The British oil giant BP has already embarked on a project of this kind -- capturing C02 at a natural gas plant in Algeria. The C02 released by the gas processing would normally be vented into the sky.
BP is sinking CO2 underneath the Sahara
Under this project, the carbon dioxide is pumped into porous rock beneath the Sahara Desert and stored there. BP’s Ian Wright finds it "frustrating" that this technology isn’t being given tax breaks and other financial incentives.
"We have a relatively cost-effective way of making a significant dent in greenhouse gas emissions and we’re not deploying it today because there’s no long-term, stable incentives that will allow us to do this."
Carbon capture affordable?
There are scientists who say that carbon capture is not horrendously expensive. According to one estimate, the whole process of capture and storage would add about 300 euros a year to the energy bill of a typical European household.

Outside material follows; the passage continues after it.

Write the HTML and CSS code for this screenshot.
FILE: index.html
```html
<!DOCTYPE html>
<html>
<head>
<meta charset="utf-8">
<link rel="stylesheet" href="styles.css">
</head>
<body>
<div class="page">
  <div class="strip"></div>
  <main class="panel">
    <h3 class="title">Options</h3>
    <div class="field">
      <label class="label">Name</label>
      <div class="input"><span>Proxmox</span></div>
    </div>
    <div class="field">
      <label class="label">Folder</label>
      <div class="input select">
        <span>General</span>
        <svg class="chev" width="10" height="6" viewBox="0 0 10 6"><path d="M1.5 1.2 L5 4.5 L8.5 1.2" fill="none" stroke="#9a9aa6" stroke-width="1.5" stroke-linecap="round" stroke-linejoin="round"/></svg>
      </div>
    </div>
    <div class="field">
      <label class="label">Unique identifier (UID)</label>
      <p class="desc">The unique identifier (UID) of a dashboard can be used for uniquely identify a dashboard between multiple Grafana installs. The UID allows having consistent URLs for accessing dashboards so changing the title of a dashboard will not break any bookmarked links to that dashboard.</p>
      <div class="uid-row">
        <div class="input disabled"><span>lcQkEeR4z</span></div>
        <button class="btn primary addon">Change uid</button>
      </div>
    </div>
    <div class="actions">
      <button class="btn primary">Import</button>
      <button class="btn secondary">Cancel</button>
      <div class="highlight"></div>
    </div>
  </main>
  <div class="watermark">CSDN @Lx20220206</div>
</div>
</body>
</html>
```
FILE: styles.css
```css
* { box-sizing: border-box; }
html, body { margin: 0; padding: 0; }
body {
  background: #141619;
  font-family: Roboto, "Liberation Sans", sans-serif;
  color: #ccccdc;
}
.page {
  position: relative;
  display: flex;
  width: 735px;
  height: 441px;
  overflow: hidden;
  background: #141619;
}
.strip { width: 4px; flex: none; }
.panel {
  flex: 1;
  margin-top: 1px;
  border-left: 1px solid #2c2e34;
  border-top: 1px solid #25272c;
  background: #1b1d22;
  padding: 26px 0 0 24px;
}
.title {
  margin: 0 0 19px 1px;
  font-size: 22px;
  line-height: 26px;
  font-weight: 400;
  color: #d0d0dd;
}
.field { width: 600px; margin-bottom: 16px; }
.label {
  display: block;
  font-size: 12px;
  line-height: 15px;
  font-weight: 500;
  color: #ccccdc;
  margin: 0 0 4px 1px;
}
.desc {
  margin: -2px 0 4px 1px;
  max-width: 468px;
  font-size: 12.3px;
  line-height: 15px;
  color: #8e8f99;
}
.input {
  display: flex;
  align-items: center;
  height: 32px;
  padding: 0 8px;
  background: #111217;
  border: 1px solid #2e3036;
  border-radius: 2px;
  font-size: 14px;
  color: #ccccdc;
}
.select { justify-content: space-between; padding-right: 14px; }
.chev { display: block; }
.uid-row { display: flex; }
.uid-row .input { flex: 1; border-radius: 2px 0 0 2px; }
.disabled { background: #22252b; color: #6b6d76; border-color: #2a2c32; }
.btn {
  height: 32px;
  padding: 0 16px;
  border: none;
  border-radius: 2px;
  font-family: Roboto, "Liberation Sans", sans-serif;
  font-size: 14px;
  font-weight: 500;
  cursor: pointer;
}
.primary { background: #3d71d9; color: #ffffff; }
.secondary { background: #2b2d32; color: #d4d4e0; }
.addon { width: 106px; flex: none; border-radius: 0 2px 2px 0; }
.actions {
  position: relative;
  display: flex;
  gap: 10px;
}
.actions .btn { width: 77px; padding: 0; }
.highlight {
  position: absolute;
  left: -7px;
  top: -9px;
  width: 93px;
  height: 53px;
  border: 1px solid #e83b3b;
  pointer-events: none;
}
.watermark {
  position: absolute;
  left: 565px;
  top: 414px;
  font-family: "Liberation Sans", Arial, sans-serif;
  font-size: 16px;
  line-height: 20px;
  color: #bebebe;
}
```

The scientists argue that if governments made carbon expensive to emit through taxation and regulation, these costs would be easily affordable.
Professor Haszeldine says governments are not acting with sufficient urgency. The European Union for example, has plans to look at deploying carbon dioxide storage initially by 2015 with the potential for large-scale projects in 2025. Haszeldine thinks this is "quite late."

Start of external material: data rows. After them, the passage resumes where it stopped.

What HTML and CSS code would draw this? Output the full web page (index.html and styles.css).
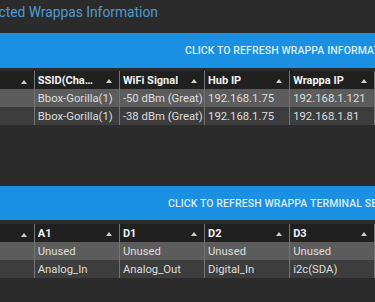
FILE: index.html
```html
<!DOCTYPE html>
<html>
<head>
<meta charset="utf-8">
<link rel="stylesheet" href="styles.css">
</head>
<body>
<div class="page">
  <h1 class="title">Connected Wrappas Information</h1>
  <div class="refresh refresh-info">CLICK TO REFRESH WRAPPA INFORMATION</div>
  <div class="grid-wrap">
    <table class="grid">
      <colgroup><col class="c0"><col class="c"><col class="c"><col class="c"><col class="c"><col class="c"></colgroup>
      <thead>
        <tr>
          <th><span class="lbl"></span><span class="sort"></span></th>
          <th><span class="lbl">SSID(Channel)</span><span class="sort"></span></th>
          <th><span class="lbl">WiFi Signal</span><span class="sort"></span></th>
          <th><span class="lbl">Hub IP</span><span class="sort"></span></th>
          <th><span class="lbl">Wrappa IP</span><span class="sort"></span></th>
          <th><span class="lbl">MAC</span><span class="sort"></span></th>
        </tr>
      </thead>
      <tbody>
        <tr class="odd"><td></td><td>Bbox-Gorilla(1)</td><td>-50 dBm (Great)</td><td>192.168.1.75</td><td>192.168.1.121</td><td></td></tr>
        <tr class="even"><td></td><td>Bbox-Gorilla(1)</td><td>-38 dBm (Great)</td><td>192.168.1.75</td><td>192.168.1.81</td><td></td></tr>
      </tbody>
    </table>
  </div>
  <div class="spacer"></div>
  <div class="refresh refresh-term">CLICK TO REFRESH WRAPPA TERMINAL SETTINGS</div>
  <div class="grid-wrap">
    <table class="grid">
      <colgroup><col class="c0"><col class="c"><col class="c"><col class="c"><col class="c"><col class="c"></colgroup>
      <thead>
        <tr>
          <th><span class="lbl"></span><span class="sort"></span></th>
          <th><span class="lbl">A1</span><span class="sort"></span></th>
          <th><span class="lbl">D1</span><span class="sort"></span></th>
          <th><span class="lbl">D2</span><span class="sort"></span></th>
          <th><span class="lbl">D3</span><span class="sort"></span></th>
          <th><span class="lbl">D4</span><span class="sort"></span></th>
        </tr>
      </thead>
      <tbody>
        <tr class="odd"><td></td><td>Unused</td><td>Unused</td><td>Unused</td><td>Unused</td><td></td></tr>
        <tr class="even"><td></td><td>Analog_In</td><td>Analog_Out</td><td>Digital_In</td><td>i2c(SDA)</td><td></td></tr>
      </tbody>
    </table>
  </div>
</div>
</body>
</html>
```
FILE: styles.css
```css
html, body {
  margin: 0;
  padding: 0;
  background: #2b2b2b;
  overflow: hidden;
}
body {
  font-family: Roboto, "Liberation Sans", sans-serif;
  width: 375px;
  height: 302px;
}
.page {
  display: flex;
  flex-direction: column;
  overflow: hidden;
  width: 375px;
}
.title {
  margin: 0 0 0 -41px;
  height: 33px;
  padding-top: 1px;
  box-sizing: border-box;
  font-size: 13.8px;
  font-weight: 400;
  color: #4f9bd4;
  white-space: nowrap;
  line-height: 22px;
}
.refresh {
  background: #1b8fe1;
  color: #d9edfb;
  font-size: 10.5px;
  font-weight: 500;
  letter-spacing: 0.1px;
  white-space: nowrap;
  overflow: hidden;
  display: flex;
  align-items: center;
  box-sizing: border-box;
}
.refresh-info {
  height: 35px;
  padding-left: 185px;
  margin-bottom: 3px;
}
.refresh-term {
  height: 34px;
  padding-left: 168px;
  margin-bottom: 4px;
}
.spacer {
  height: 61px;
}
.grid-wrap {
  overflow: hidden;
  width: 375px;
}
.grid {
  border-collapse: collapse;
  table-layout: fixed;
  width: 460px;
}
.grid col.c0 { width: 34px; }
.grid col.c { width: 84.5px; }
.grid th, .grid td {
  height: 18px;
  padding: 0 0 0 3px;
  box-sizing: border-box;
  border-left: 1px solid #747474;
  white-space: nowrap;
  overflow: hidden;
  text-align: left;
}
.grid th:first-child, .grid td:first-child {
  border-left: none;
}
.grid th {
  background: #202020;
  color: #f2f2f2;
  font-size: 11px;
  font-weight: 700;
  padding-right: 7px;
}
.grid th .lbl {
  display: inline-block;
  max-width: 57px;
  overflow: hidden;
  text-overflow: ellipsis;
  vertical-align: middle;
}
.grid th .sort {
  float: right;
  width: 0;
  height: 0;
  margin-top: 6px;
  border-left: 3px solid transparent;
  border-right: 3px solid transparent;
  border-bottom: 4px solid #cfcfcf;
}
.grid td {
  color: #dedede;
  font-size: 11.3px;
}
.grid tr.odd td { background: #5c5c5c; }
.grid tr.even td { background: #3d3d3d; }
```
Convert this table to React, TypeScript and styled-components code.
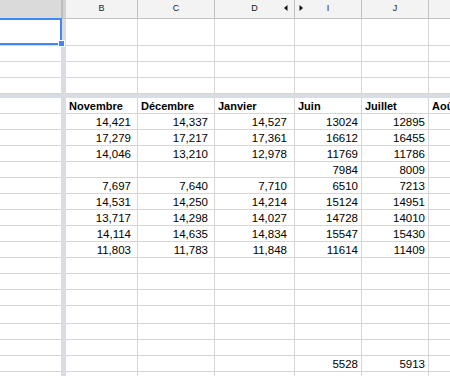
import React from "react";
import styled, { createGlobalStyle } from "styled-components";

const Global = createGlobalStyle`
  html, body { margin: 0; padding: 0; background: #fff; }
  body { font-family: "Liberation Sans", Arial, sans-serif; }
`;

const GRID = "#d6d6d6";
const HEAD_LINE = "#c2c2c2";
const FREEZE = "#dadce4";
const BLUE = "#4285f4";

type Col = { key: string; w: number; pr: number };

const COLS: Col[] = [
  { key: "B", w: 72, pr: 6 },
  { key: "C", w: 77, pr: 6 },
  { key: "D", w: 80, pr: 7 },
  { key: "I", w: 67, pr: 3 },
  { key: "J", w: 67, pr: 3 },
  { key: "K", w: 100, pr: 3 },
];

const HEADERS = ["Novembre", "Décembre", "Janvier", "Juin", "Juillet", "Août"];

const DATA: string[][] = [
  ["14,421", "14,337", "14,527", "13024", "12895", ""],
  ["17,279", "17,217", "17,361", "16612", "16455", ""],
  ["14,046", "13,210", "12,978", "11769", "11786", ""],
  ["", "", "", "7984", "8009", ""],
  ["7,697", "7,640", "7,710", "6510", "7213", ""],
  ["14,531", "14,250", "14,214", "15124", "14951", ""],
  ["13,717", "14,298", "14,027", "14728", "14010", ""],
  ["14,114", "14,635", "14,834", "15547", "15430", ""],
  ["11,803", "11,783", "11,848", "11614", "11409", ""],
  ["", "", "", "", "", ""],
  ["", "", "", "", "", ""],
  ["", "", "", "", "", ""],
  ["", "", "", "", "", ""],
  ["", "", "", "", "", ""],
  ["", "", "", "", "", ""],
  ["", "", "", "5528", "5913", ""],
  ["", "", "", "", "", ""],
];

const ROW_H = [16, 16, 16, 16, 16, 16, 16, 16, 16, 16, 16, 16, 18, 16, 16, 16, 16];

const Sheet = styled.div`
  width: 450px;
  height: 376px;
  overflow: hidden;
  display: flex;
  flex-direction: column;
  background: #fff;
`;

const Row = styled.div<{ $h: number }>`
  display: flex;
  flex: none;
  height: ${(p) => p.$h}px;
`;

const ColHead = styled.div<{ $w: number; $selected?: boolean }>`
  flex: none;
  box-sizing: border-box;
  width: ${(p) => p.$w}px;
  height: 100%;
  position: relative;
  background: ${(p) => (p.$selected ? "#dadada" : "#f3f3f3")};
  border-right: ${(p) => (p.$selected ? "none" : `1px solid ${HEAD_LINE}`)};
  border-bottom: 1px solid ${HEAD_LINE};
  display: flex;
  align-items: center;
  justify-content: center;
  padding-bottom: 2px;
  font-size: 9px;
  color: #222;
`;

const FreezeV = styled.div<{ $head?: boolean }>`
  flex: none;
  box-sizing: border-box;
  width: 5px;
  height: 100%;
  background: ${(p) => (p.$head ? "#d2d2d2" : FREEZE)};
  border-left: ${(p) => (p.$head ? "2px solid #bcbcbc" : "none")};
  border-bottom: ${(p) => (p.$head ? `1px solid ${HEAD_LINE}` : "none")};
`;

const FreezeH = styled.div`
  flex: none;
  height: 4px;
  background: ${FREEZE};
`;

const Cell = styled.div<{ $w: number; $pr?: number; $head?: boolean; $edge?: boolean }>`
  flex: none;
  box-sizing: border-box;
  width: ${(p) => p.$w}px;
  height: 100%;
  position: relative;
  border-right: ${(p) => (p.$edge ? "none" : `1px solid ${GRID}`)};
  border-bottom: 1px solid ${GRID};
  display: flex;
  align-items: flex-end;
  justify-content: ${(p) => (p.$head ? "flex-start" : "flex-end")};
  padding: 0 ${(p) => p.$pr ?? 3}px 1px 3px;
  font-size: ${(p) => (p.$head ? 11 : 11.5)}px;
  font-weight: ${(p) => (p.$head ? 700 : 400)};
  color: #000;
  white-space: nowrap;
  overflow: hidden;
`;

const ActiveCell = styled.div`
  flex: none;
  box-sizing: border-box;
  width: 61px;
  height: 100%;
  position: relative;
  border-bottom: 1px solid ${GRID};
`;

const Selection = styled.div`
  position: absolute;
  z-index: 2;
  top: -1px;
  left: -3px;
  right: -1px;
  bottom: 0;
  border: 2px solid ${BLUE};
  pointer-events: none;
`;

const Handle = styled.div`
  position: absolute;
  right: -5px;
  bottom: -4px;
  width: 5px;
  height: 5px;
  background: ${BLUE};
  border: 1px solid #fff;
`;

const Arrow = styled.svg<{ $side: "left" | "right" }>`
  position: absolute;
  top: 5px;
  ${(p) => (p.$side === "left" ? "right: 6px;" : "left: 4px;")}
`;

const LeftArrow = () => (
  <Arrow $side="left" width="4" height="6" viewBox="0 0 4 6">
    <path d="M3.5 0 L0 3 L3.5 6 Z" fill="#111" />
  </Arrow>
);

const RightArrow = () => (
  <Arrow $side="right" width="4" height="6" viewBox="0 0 4 6">
    <path d="M0.5 0 L4 3 L0.5 6 Z" fill="#111" />
  </Arrow>
);

const LETTERS: Record<string, string> = { B: "B", C: "C", D: "D", I: "I", J: "J", K: "" };

const EmptyRow = ({ h, active }: { h: number; active?: boolean }) => (
  <Row $h={h}>
    {active ? (
      <ActiveCell>
        <Selection>
          <Handle />
        </Selection>
      </ActiveCell>
    ) : (
      <Cell $w={61} $edge />
    )}
    <FreezeV />
    {COLS.map((c) => (
      <Cell key={c.key} $w={c.w} $pr={c.pr} />
    ))}
  </Row>
);

export default function App() {
  return (
    <>
      <Global />
      <Sheet>
        <Row $h={19}>
          <ColHead $w={61} $selected />
          <FreezeV $head />
          {COLS.map((c) => (
            <ColHead key={c.key} $w={c.w}>
              {LETTERS[c.key]}
              {c.key === "D" && <LeftArrow />}
              {c.key === "I" && <RightArrow />}
            </ColHead>
          ))}
        </Row>
        <EmptyRow h={27} active />
        <EmptyRow h={16} />
        <EmptyRow h={16} />
        <EmptyRow h={16} />
        <FreezeH />
        <Row $h={16}>
          <Cell $w={61} $edge />
          <FreezeV />
          {COLS.map((c, i) => (
            <Cell key={c.key} $w={c.w} $pr={c.pr} $head>
              {HEADERS[i]}
            </Cell>
          ))}
        </Row>
        {DATA.map((row, r) => (
          <Row key={r} $h={ROW_H[r]}>
            <Cell $w={61} $edge />
            <FreezeV />
            {COLS.map((c, i) => (
              <Cell key={c.key} $w={c.w} $pr={c.pr}>
                {row[i]}
              </Cell>
            ))}
          </Row>
        ))}
      </Sheet>
    </>
  );
}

"I’d want to see this really rolled out immediately," Haszeldine says, "and we should be looking to have a lot of these working by 2015, maybe 12 or 15 plants in Europe. We should be looking to build all of our plants in this way by 2020 at the latest.’’
The Carbon researchers say a fundamental shift in the climate of political opinion is required, especially in the United States.
If this happened, it could transform the economics of carbon capture and lead to the largest single reduction in greenhouse gas emissions and save the planet from some of the worst effects of global warming.